Jodie and Jeff explain that there really is no race, and that they were just trying to make a point.

"Well, you certainly did that," Sam says. "Guess I can stop knitting now. I don't have to be in the record books! I can certainly do without this water dripping in my face every five minutes." Everyone laughs. "Besides, I would've had to keep knitting for another six and a half days to break that silly record.
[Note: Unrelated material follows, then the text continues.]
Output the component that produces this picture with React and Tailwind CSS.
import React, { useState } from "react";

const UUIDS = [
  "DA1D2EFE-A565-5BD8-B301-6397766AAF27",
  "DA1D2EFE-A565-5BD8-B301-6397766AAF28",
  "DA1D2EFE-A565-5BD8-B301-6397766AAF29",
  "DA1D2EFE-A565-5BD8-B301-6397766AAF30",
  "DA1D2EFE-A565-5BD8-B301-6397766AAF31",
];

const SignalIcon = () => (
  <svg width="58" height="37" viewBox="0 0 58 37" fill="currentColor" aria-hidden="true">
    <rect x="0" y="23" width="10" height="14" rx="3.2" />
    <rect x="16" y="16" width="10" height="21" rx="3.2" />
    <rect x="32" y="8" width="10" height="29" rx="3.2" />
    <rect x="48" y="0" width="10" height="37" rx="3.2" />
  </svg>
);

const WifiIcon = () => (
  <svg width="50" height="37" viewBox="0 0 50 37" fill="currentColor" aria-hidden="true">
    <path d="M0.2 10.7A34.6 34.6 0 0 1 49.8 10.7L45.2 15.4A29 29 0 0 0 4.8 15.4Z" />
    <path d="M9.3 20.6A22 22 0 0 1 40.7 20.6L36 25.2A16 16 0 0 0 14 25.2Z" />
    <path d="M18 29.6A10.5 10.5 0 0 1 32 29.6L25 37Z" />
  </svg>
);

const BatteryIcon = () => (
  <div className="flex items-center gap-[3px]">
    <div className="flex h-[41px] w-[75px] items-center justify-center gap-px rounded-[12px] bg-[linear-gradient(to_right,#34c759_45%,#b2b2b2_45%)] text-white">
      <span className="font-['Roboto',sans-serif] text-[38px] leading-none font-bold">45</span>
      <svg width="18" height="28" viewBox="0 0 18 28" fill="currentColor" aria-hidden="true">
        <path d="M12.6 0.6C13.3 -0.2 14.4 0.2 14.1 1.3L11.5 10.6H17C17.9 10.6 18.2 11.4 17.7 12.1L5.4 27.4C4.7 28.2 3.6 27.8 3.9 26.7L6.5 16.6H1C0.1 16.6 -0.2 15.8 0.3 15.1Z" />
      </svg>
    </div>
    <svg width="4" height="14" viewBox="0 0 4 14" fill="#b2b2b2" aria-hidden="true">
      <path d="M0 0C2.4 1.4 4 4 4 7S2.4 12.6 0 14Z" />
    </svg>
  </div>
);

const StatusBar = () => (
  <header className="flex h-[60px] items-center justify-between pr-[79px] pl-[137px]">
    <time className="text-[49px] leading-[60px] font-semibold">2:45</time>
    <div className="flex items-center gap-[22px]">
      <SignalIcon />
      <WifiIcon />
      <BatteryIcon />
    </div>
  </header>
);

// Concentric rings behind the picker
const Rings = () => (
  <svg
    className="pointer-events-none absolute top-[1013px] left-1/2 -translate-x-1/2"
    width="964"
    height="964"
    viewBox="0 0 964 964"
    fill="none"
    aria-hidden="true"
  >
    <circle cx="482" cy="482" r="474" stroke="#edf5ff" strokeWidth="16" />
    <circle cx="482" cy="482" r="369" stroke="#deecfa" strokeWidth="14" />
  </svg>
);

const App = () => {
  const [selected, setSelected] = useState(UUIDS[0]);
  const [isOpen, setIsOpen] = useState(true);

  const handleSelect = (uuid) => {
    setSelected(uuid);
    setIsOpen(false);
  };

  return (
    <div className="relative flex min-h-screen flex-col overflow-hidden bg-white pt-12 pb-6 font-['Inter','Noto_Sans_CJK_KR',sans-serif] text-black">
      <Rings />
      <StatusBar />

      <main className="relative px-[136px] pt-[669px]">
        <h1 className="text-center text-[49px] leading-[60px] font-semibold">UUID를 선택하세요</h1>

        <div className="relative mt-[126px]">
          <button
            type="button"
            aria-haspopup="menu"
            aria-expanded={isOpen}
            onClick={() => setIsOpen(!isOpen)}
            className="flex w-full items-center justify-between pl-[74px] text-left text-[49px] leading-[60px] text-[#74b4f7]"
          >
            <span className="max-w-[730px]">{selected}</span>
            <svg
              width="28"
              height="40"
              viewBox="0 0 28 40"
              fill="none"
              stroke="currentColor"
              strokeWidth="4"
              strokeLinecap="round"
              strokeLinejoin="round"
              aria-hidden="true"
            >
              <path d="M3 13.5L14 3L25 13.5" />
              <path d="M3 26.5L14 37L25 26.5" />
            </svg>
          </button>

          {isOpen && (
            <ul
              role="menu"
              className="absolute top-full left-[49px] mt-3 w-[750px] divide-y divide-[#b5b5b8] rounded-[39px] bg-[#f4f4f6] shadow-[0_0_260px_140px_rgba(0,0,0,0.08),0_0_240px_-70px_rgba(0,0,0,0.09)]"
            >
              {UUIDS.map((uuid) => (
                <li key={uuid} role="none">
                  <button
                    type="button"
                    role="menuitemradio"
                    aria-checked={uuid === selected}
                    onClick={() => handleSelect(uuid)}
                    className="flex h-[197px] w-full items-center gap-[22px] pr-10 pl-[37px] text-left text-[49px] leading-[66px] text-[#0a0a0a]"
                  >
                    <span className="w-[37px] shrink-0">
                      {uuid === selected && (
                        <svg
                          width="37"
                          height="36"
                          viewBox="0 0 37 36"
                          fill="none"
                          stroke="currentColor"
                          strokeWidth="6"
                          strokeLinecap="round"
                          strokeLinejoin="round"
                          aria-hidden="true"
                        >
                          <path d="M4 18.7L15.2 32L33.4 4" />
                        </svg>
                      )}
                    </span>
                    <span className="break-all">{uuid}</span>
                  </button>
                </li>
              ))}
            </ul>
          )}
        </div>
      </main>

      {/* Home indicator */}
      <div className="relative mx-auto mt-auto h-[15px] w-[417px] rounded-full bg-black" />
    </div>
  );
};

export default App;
I'm beat!" He yawns.

"I guess I don't need this crazy book anymore," adds Muffy, "I mean, what do I need a million dollars for?"

"Okay, then, come on everybody, why don't we help Muffy get all this stuff cleaned up and we can get things back to normal around here!" says Jodie.
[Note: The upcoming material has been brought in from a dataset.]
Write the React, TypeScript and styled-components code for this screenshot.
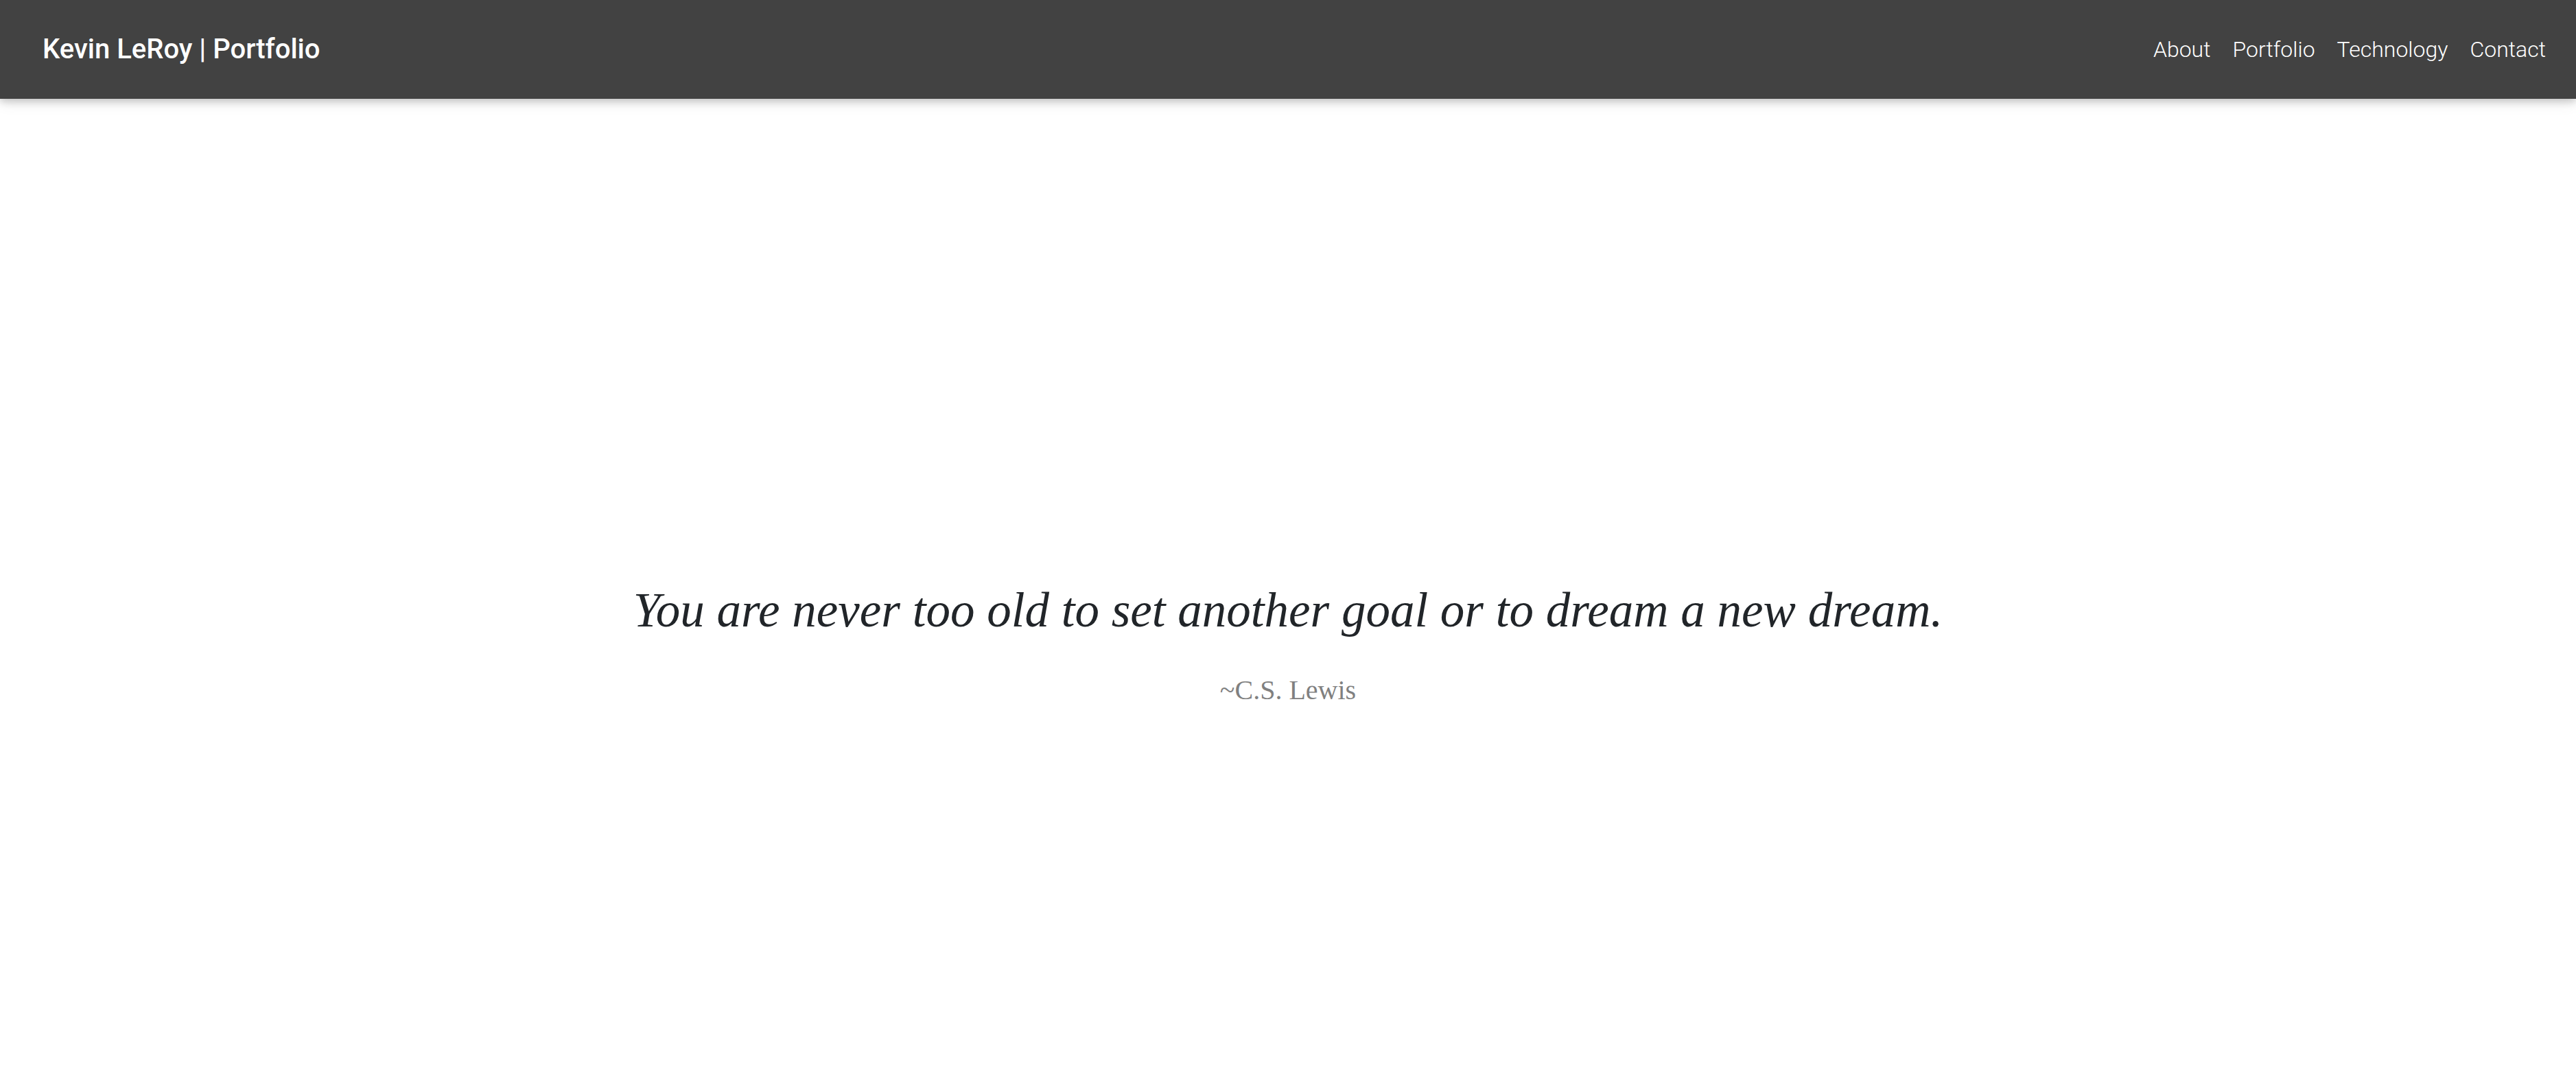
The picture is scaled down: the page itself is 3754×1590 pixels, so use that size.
import React from "react";
import styled, { createGlobalStyle } from "styled-components";

const GlobalStyle = createGlobalStyle`
  *, *::before, *::after { box-sizing: border-box; }
  html, body, #root { height: 100%; }
  body {
    margin: 0;
    background: #fff;
    color: #212529;
    font-family: Roboto, "Liberation Sans", sans-serif;
  }
`;

const Page = styled.div`
  display: flex;
  flex-direction: column;
  min-height: 100%;
`;

const Header = styled.header`
  display: flex;
  align-items: center;
  justify-content: space-between;
  gap: 32px;
  padding: 48px 44px 48px 62px;
  background: #424242;
  box-shadow: 0 4px 10px rgba(0, 0, 0, 0.16), 0 4px 20px rgba(0, 0, 0, 0.12);
`;

const Brand = styled.a`
  color: #fff;
  font-size: 40px;
  font-weight: 500;
  line-height: 48px;
  text-decoration: none;
`;

const Nav = styled.nav`
  display: flex;
  gap: 32px;
`;

const NavLink = styled.a`
  color: #fff;
  font-size: 32px;
  font-weight: 300;
  line-height: 48px;
  text-decoration: none;
`;

const Hero = styled.main`
  display: flex;
  flex: 1;
  align-items: center;
  justify-content: center;
  padding: 144px 32px 0;
`;

const Quote = styled.figure`
  display: flex;
  flex-direction: column;
  gap: 40px;
  margin: 0;
  text-align: center;
`;

const QuoteText = styled.blockquote`
  margin: 0;
  font-family: "Liberation Serif", serif;
  font-size: 71px;
  font-style: italic;
  line-height: 94px;
`;

const Author = styled.figcaption`
  color: #808080;
  font-family: "Liberation Serif", serif;
  font-size: 40px;
  line-height: 60px;
`;

const links = ["About", "Portfolio", "Technology", "Contact"];

export default function App() {
  return (
    <Page>
      <GlobalStyle />
      <Header>
        <Brand href="#home">Kevin LeRoy | Portfolio</Brand>
        <Nav aria-label="Main">
          {links.map((label) => (
            <NavLink key={label} href={`#${label.toLowerCase()}`}>
              {label}
            </NavLink>
          ))}
        </Nav>
      </Header>
      <Hero>
        <Quote>
          <QuoteText>
            You are never too old to set another goal or to dream a new dream.
          </QuoteText>
          <Author>~C.S. Lewis</Author>
        </Quote>
      </Hero>
    </Page>
  );
}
"Jodie, do you have the key for the handcuffs?" asks Jeff, who is still attached to the bicycle.

"No, Jeff," Jodie says. "I thought you had it."

"No," Jeff says.

"Uh-oh," says Jodie, giving Jeff a sheepish look.


Quizzes:

  • Who's the biggest animal in the world? The African elephant, the blue whale or the hippo? (The blue whale, which is not a fish but an air breathing mammal. The screen fills with water and the whale takes a deep breath and holds it as he swims off).
  • The longest earthworm in the record books is over 2 1/2 meters long. (The cartoon shows a bird trying eat a worm, but on the other end, the long, long worm has wrapped itself around a tree. The bird finally wins, but is too exhausted to eat it.) "Can you imagine what kind of fish you could catch with that?" TXL asks. Out of a nearby lake pops a monstrous fish with a napkin tied around its neck, holding a fork and knife, startling both the bird and the worm.
  • Which is the fastest on land? The jack rabbit? The deer? The cheetah? (They're all lined up at a starting line of a race. The cheetah leaves the other two in the dust). We switch to a video of a real cheetah running, and then back to the animated cheetah, running Road Runner style over the tail of a house cat. "Not your average pussycat!" says TXL.
  • There are some strange world records out there. Records for bathtub races, bed races, records for balancing on one foot and the most hiccups. "Now if you could stand on one foot while hiccuping in a bathtub on a bed in a race, then you've really got something!" (We see animation of a hiccuping boy on bathtub on a bed, zooming on a course past 3 judges, who all hold up the number 10!)
  • Who's the slowest animal in the world? The snail? The turtle? The caterpillar? (The snail. It takes it over a minute to go a meter.) "So, if you ever want a snail to come your birthday party, invite him a year ahead of time!" TXL advises. (In the cartoon, a man answers the door to a snail carrying a gift. The man has white hair and a long white beard and looks surprised. The snail whips out a noisemaker and begins blowing it.

Nursery Rhyme:

  • None

Notes:

  • One thing we never knew: Who put the glass on Sam's head in the first place before Jodie came in and poured water in it?
  • Some clever puppetry enabled Sam to knit continually through the episode. On close up shots, two hands were needed and those two hands were actually knitting, apparently while another puppeteer moved Sam's mouth. At other points of the episode, however, in far away shots, Sam's nonfunctional hand was attached to one of the knitting needles and the other hand made simulated knitting moves.
  • More clever puppetry: Muffy's paws were attached to the pair of sunglasses she wore as the director of the plastic lips commercial. This enabled her to snap the glasses off and appear to put them back on.
  • In the scene where Jodie sings to Sam, it's amazing how strong the connection is between human and puppet. Love and true friendship shines through. This kind of connection is not uncommon on Today's Special, undoubtedly because of the close real-life relationship between the human actors and the puppeteers.
  • What was never clear: Did Muffy create the products she sold in her commercials or just find and market them? The bed was described as "Muffy's" adjustable bed, but I got the distinct impression that "Bargain Breakfast" already existed before she decided to market them. (Oddly, the cereal box was tossed in the trash but later reappeared with Muffy's other rejected items).